Because of Utherverse’s 3-D research over the years, the pricing, he says, is the breakthrough.

“This could have been done a year ago, but the software for the same house would have cost between $50,000 and $100,000. We’ve been working on tools so that we could do it in a streamline process.”

Mr. Shuster says he’s got a waiting list of realtors who want to use the service. “We have a couple of hundred properties we need to build. There are several major real estate companies on the list, and of course there are dozens of individuals that have asked us to do their homes.”

Macdonald Realty’s VP Dan Scarrow is curious about the technology.

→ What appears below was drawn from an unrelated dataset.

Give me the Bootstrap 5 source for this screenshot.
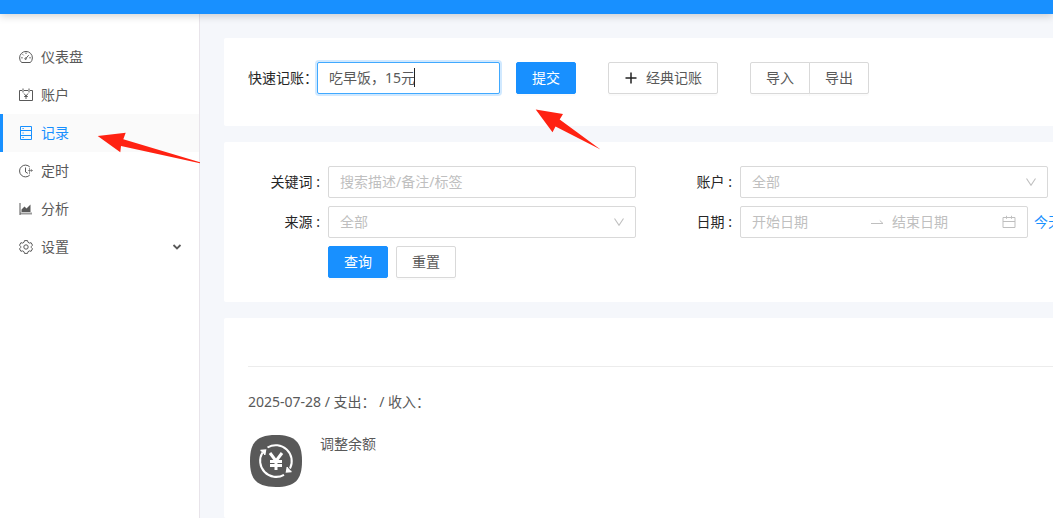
<!DOCTYPE html>
<html lang="zh-CN">
<head>
<meta charset="utf-8">
<meta name="viewport" content="width=device-width, initial-scale=1">
<title>记录</title>
<link rel="stylesheet" href="https://cdn.jsdelivr.net/npm/bootstrap@5.3.0/dist/css/bootstrap.min.css">
<style>
:root { --brand: #1890ff; --line: #d9d9d9; --hint: #bfbfbf; --ink: #595959; --page: #f5f7fb; }
body { font: 14px/22px "Noto Sans", "Noto Sans CJK SC", sans-serif; color: var(--ink); background: var(--page); }
.app-bar { height: 14px; background: var(--brand); box-shadow: 0 2px 8px rgba(0,0,0,.18); z-index: 2; }
.side { width: 200px; border-right: 1px solid #e8e4ea; }
.side .nav-link { height: 38px; padding: 0 16px; border-left: 3px solid transparent; color: var(--ink); gap: 8px; }
.side .nav-link.active { color: var(--brand); background: #fafafa; border-color: var(--brand); }
.ico { width: 14px; height: 14px; fill: none; stroke: currentColor; flex: none; }
.ico-caret { width: 10px; height: 10px; margin-right: 1px; }
.main-area { padding: 24px 0 0 24px; overflow-x: clip; min-width: 0; }
.panel { background: #fff; border-radius: 2px 0 0 2px; padding: 24px; }
.form-control, .form-select { height: 32px; font-size: 14px; line-height: 22px; padding: 4px 11px; border: 1px solid var(--line); border-radius: 2px; color: var(--ink); }
.form-control { padding: 3px 11px 5px; }
.form-control::placeholder { color: var(--hint); opacity: 1; }
.form-select { color: var(--hint); background-size: 12px 12px; background-position: right 10px center;
  --bs-form-select-bg-img: url("data:image/svg+xml,%3Csvg xmlns='http://www.w3.org/2000/svg' viewBox='0 0 12 12'%3E%3Cpath d='M1.5 2.5L6 9.2L10.500 2.500' fill='none' stroke='%23bfbfbf' stroke-width='1.1'/%3E%3C/svg%3E"); }
.btn { height: 32px; font-size: 14px; line-height: 22px; padding: 4px 15px; border-radius: 2px; --bs-btn-border-color: var(--line); --bs-btn-color: var(--ink); background: #fff; box-shadow: 0 2px 0 rgba(0,0,0,.016); }
.btn-primary { --bs-btn-color: #fff; --bs-btn-border-color: var(--brand); background: var(--brand); }
.btn-classic { margin: 0 32px; }
.dark-label { color: #262626; white-space: nowrap; }
.quick-label { width: 69px; }
.quick-box { width: 183px; }
.quick-box .form-control { border-color: #40a9ff; box-shadow: 0 0 0 2px rgba(24,144,255,.2); caret-color: transparent; }
.text-cursor { position: absolute; left: 97px; top: 6px; width: 1px; height: 19px; background: #222; }
.filters { display: grid; grid-template-columns: 1fr 1fr; gap: 8px 24px; padding-right: 5px; }
.field-row { display: grid; grid-template-columns: 80px minmax(0,1fr); align-items: center; }
.field-row > label { text-align: right; padding-right: 8px; }
.range { height: 32px; min-width: 0; border: 1px solid var(--line); border-radius: 2px; padding: 0 11px; color: var(--hint); }
.range input { border: 0; padding: 0; height: 22px; flex: 1 1 0; min-width: 0; color: var(--ink); outline: 0; background: none; }
.range input::placeholder { color: var(--hint); opacity: 1; }
.today { flex: 0 0 14px; min-width: 0; margin-left: 6px; white-space: nowrap; color: var(--brand); text-decoration: none; }
.rule { border-top: 1px solid #ececec; margin: 24px 0; }
.entry-icon { width: 56px; height: 56px; }
.pointer { position: absolute; fill: #ff2212; pointer-events: none; z-index: 3; }
.pointer-side { left: 94px; top: 18px; width: 103px; height: 32px; }
.pointer-submit { left: 287px; top: 47px; width: 66px; height: 41px; }
</style>
</head>
<body>
<div class="d-flex flex-column min-vh-100">
  <header class="app-bar position-relative"></header>
  <div class="d-flex flex-fill">
    <aside class="side bg-white flex-shrink-0 pt-4">
      <nav class="nav flex-column flex-nowrap">
        <a class="nav-link d-flex align-items-center" href="#"><svg class="ico" viewBox="0 0 14 14"><path d="M2.600 12.500a6.400 6.400 0 1 1 8.800 0zM6.900 8.400L9.700 5.200M7 2.500v1.500M2.200 7.800h1.500M10.300 7.800h1.500M3.600 4.300l1 1"/><circle cx="6.600" cy="8.700" r=".8"/></svg>仪表盘</a>
        <a class="nav-link d-flex align-items-center" href="#"><svg class="ico" viewBox="0 0 14 14"><path d="M3 2.500H.500v10h13v-10H11M5 2.500h4M4 .5v4M10 .5v4M5 5.500L7 8l2-2.500M7 8v3M5.200 8.500h3.600"/></svg>账户</a>
        <a class="nav-link active position-relative d-flex align-items-center" href="#" aria-current="page"><svg class="ico" viewBox="0 0 14 14"><path d="M1.500.5h11v13h-11zM1.500 4.500h11M1.500 9.500h11M3.500 2.500h1.200M3.500 7h1.200M3.500 11.500h1.200"/></svg>记录
          <svg class="pointer pointer-side" viewBox="97 132 103 32"><path d="M97.700 136L125.700 132.700L123.300 139.300L200 162.300V163.200L121 146L120.300 152.300Z"/></svg></a>
        <a class="nav-link d-flex align-items-center" href="#"><svg class="ico" viewBox="0 0 14 14"><path d="M10.800 3A5.900 5.900 0 1 0 10.800 11M6.500 3.500v4.500l2.300 1.300"/><path d="M10.500 4v6M9 6.500h5M12.300 5v3" stroke-opacity=".6"/></svg>定时</a>
        <a class="nav-link d-flex align-items-center" href="#"><svg class="ico" viewBox="0 0 14 14"><path d="M1 1v12"/><path fill="currentColor" stroke="none" d="M2.500 10V7.500L5.500 4.500l2 2 4-4V10z"/><path d="M1 11.500h12" stroke-opacity=".6" stroke-width="2"/></svg>分析</a>
        <a class="nav-link d-flex align-items-center" href="#"><svg class="ico" viewBox="0 0 14 14"><path d="M5.500.6h3l.5 1.700 1.400.8 1.700-.4 1.400 2.500-1.200 1.300v1l1.200 1.300-1.400 2.500-1.700-.4-1.400.8-.5 1.700h-3L5 11.700l-1.400-.8-1.700.4L.500 8.800l1.200-1.300v-1L.500 5.200l1.400-2.500 1.700.4L5 2.300z" stroke-linejoin="round"/><circle cx="7" cy="7" r="2.200"/></svg>设置<svg class="ico ico-caret ms-auto" viewBox="0 0 10 10"><path d="M1.500 3L5 6.500 8.500 3" stroke-width="1.800"/></svg></a>
      </nav>
    </aside>

    <main class="main-area flex-fill d-flex flex-column gap-3">
      <section class="panel pb-0">
        <form class="d-flex align-items-center position-relative mb-2 pb-4">
          <label class="dark-label quick-label" for="quick">快速记账：</label>
          <div class="quick-box position-relative"><input class="form-control" id="quick" value="吃早饭，15元"><span class="text-cursor"></span></div>
          <button type="button" class="btn btn-primary ms-3">提交</button>
          <button type="button" class="btn btn-classic d-flex align-items-center gap-2"><svg class="ico" viewBox="0 0 14 14"><path d="M7 1.500v11M1.500 7h11" stroke="#222" stroke-width="1.500"/></svg>经典记账</button>
          <div class="btn-group"><button type="button" class="btn">导入</button><button type="button" class="btn">导出</button></div>
          <svg class="pointer pointer-submit" viewBox="535 109 66 41"><path d="M535.700 109.500L563 114L559.700 119.500L600.500 149.500L555.500 126.500L552.500 132.300Z"/></svg>
        </form>
      </section>

      <section class="panel filters">
        <div class="field-row"><label class="dark-label" for="kw">关键词 :</label><input class="form-control" id="kw" placeholder="搜索描述/备注/标签"></div>
        <div class="field-row"><label class="dark-label" for="acct">账户 :</label><select class="form-select" id="acct"><option>全部</option></select></div>
        <div class="field-row"><label class="dark-label" for="src">来源 :</label><select class="form-select" id="src"><option>全部</option></select></div>
        <div class="field-row"><label class="dark-label" for="from">日期 :</label>
          <div class="d-flex align-items-center">
            <div class="range flex-fill d-flex align-items-center">
              <input id="from" placeholder="开始日期">
              <svg class="ico mx-2" viewBox="0 0 14 14"><path d="M1 8.500h12L9.800 5.500"/></svg>
              <input aria-label="结束日期" placeholder="结束日期">
              <svg class="ico" viewBox="0 0 14 14"><path d="M1 2.500h12v10H1zM1 6.500h12M4.500.8v3M9.500.8v3"/></svg>
            </div>
            <a class="today" href="#">今天</a>
          </div></div>
        <div class="field-row"><span></span><div class="d-flex gap-2"><button type="button" class="btn btn-primary">查询</button><button type="button" class="btn">重置</button></div></div>
      </section>

      <section class="panel pe-0 flex-fill">
        <div class="rule mt-4"></div>
        <div>2025-07-28 / 支出： / 收入：</div>
        <div class="d-flex gap-3 pt-1 mt-3">
          <svg class="entry-icon" viewBox="0 0 56 56" fill="none" stroke="#fff" stroke-width="2"><path d="M28 2C47 2 54 9 54 28S47 54 28 54 2 47 2 28 9 2 28 2z" fill="#595959" stroke="none"/><path d="M19.500 14.500A16 16 0 0 1 42 35.500M36 41.800A16 16 0 0 1 14.500 19.500"/><path d="M12.500 17.500l5-.5-.8 5M43.500 38.500l-5 .5.8-5" fill="#fff" stroke-width="1.500"/><path d="M22 20l6 8 6-8M28 27v10M22 28.500h12M22 32.500h12" stroke-width="3"/></svg>
          <div>调整余额</div>
        </div>
      </section>
    </main>
  </div>
</div>
<script src="https://cdn.jsdelivr.net/npm/bootstrap@5.3.0/dist/js/bootstrap.bundle.min.js"></script>
</body>
</html>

“It won’t replace drive-around tours, but it has the potential to help people narrow down their decision from the comfort of their own living room,” says Mr. Scarrow. “Instead of spending three days in a car with your realtor, there’s the potential to narrow that down to one or two [days].”

No amount of technology can save a falling market, however. Mr. Albrighton says he hasn’t yet sold a unit based on a virtual tour. But he considers it a useful extra step in marketing a high-end condo at the beginning stage.

“I think it would be quite positive for special suites. I don’t know if I would do it for a small, quicker transaction,” says Mr. Albrighton. “I think the largest potential and what they will go after is developer business, places that aren’t built yet. The display suite is usually the best suit, but this would allow them to make a virtual tour for quite a few floor plans.”